Each pixel effectively integrates incident photons during a capture "window" (time period). Astronomical detectors have phenomenal sensitivity, and programmable capture times (as you would expect).

The criteria are (i) a very large objective (to capture as many photons as possible from the item of interest), (ii) a very low-loss optical path, and a low-noise detector.

Because the scope has to track the target, short aperture times and multiple images are postprocessed to provide a higher quality final image; long "exposures" inevitably cause blurring and streaking.
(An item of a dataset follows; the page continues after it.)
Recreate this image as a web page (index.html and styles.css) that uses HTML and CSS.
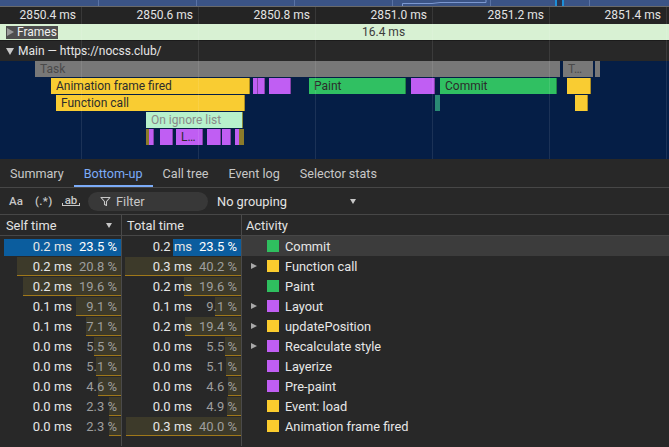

If this sort of thing s so important to your species, why don't you just go to the star or nebula or whatever and look at it close to ? You could take a picnic or something, make a day of it.
-- 8th of 7, Jun 01 2011


//It's not image "size"; it's the noise floor// It's both, isn't it? Magnitudes below the noise floor and resolutions below the Nyquist limit are effectively not recorded.
-- spidermother, Jun 01 2011


i just knew this site would be educational

i was wrong, still i`ve lernd stuff.

"give me bones and i`ll make stock".
-- j paul, Jun 01 2011


<Winston Churchill>

"Give ush the toolsh, and we will finish the job."

</WLSC>
-- 8th of 7, Jun 01 2011


[j paul] You weren't entirely wrong; perhaps if you combined millions of mostly-wrong ideas, you could come up with one super-right idea.

I ended up asking my friend about this. He thought I was wrong in one particular point - namely, it is possible to overcome the Nyquist limit to some extent, through super-sampling. But he also pointed out that doing so requires particular conditions, which would not be easy to meet from a bunch of loosely correlated images like this; and he agreed that this idea would not help much.
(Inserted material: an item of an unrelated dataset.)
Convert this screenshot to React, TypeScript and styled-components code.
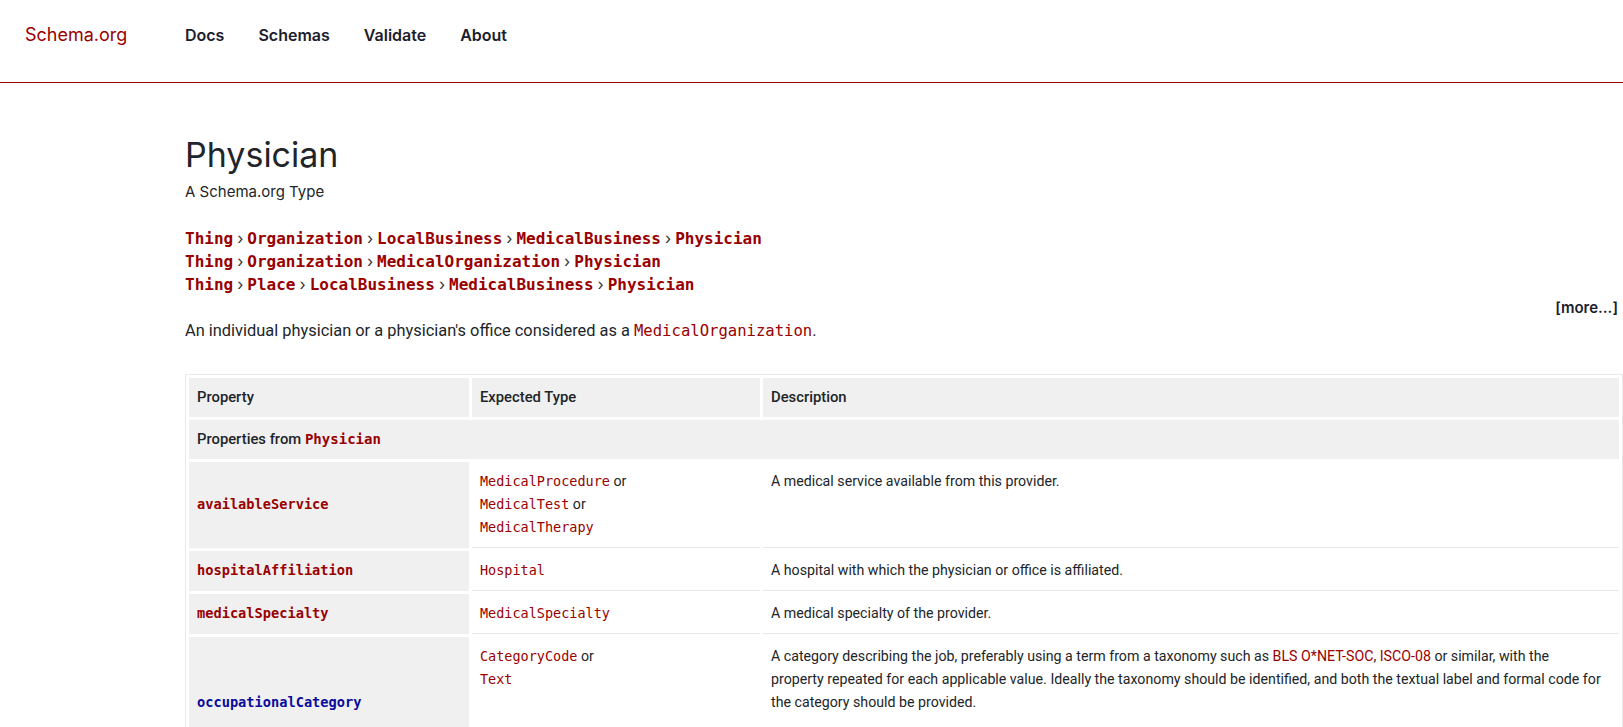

The killer is the point spread function, rather than the CCD resolution. The Hubble telescope is able to combine many images to produce greater resolution and colour depth, but that's because its superb optics, consistency (each image is produced from the same device), and the lack of atmosphere result in a good point spread function. In effect, you are limited by the accuracy, rather than the precision, of your measurements.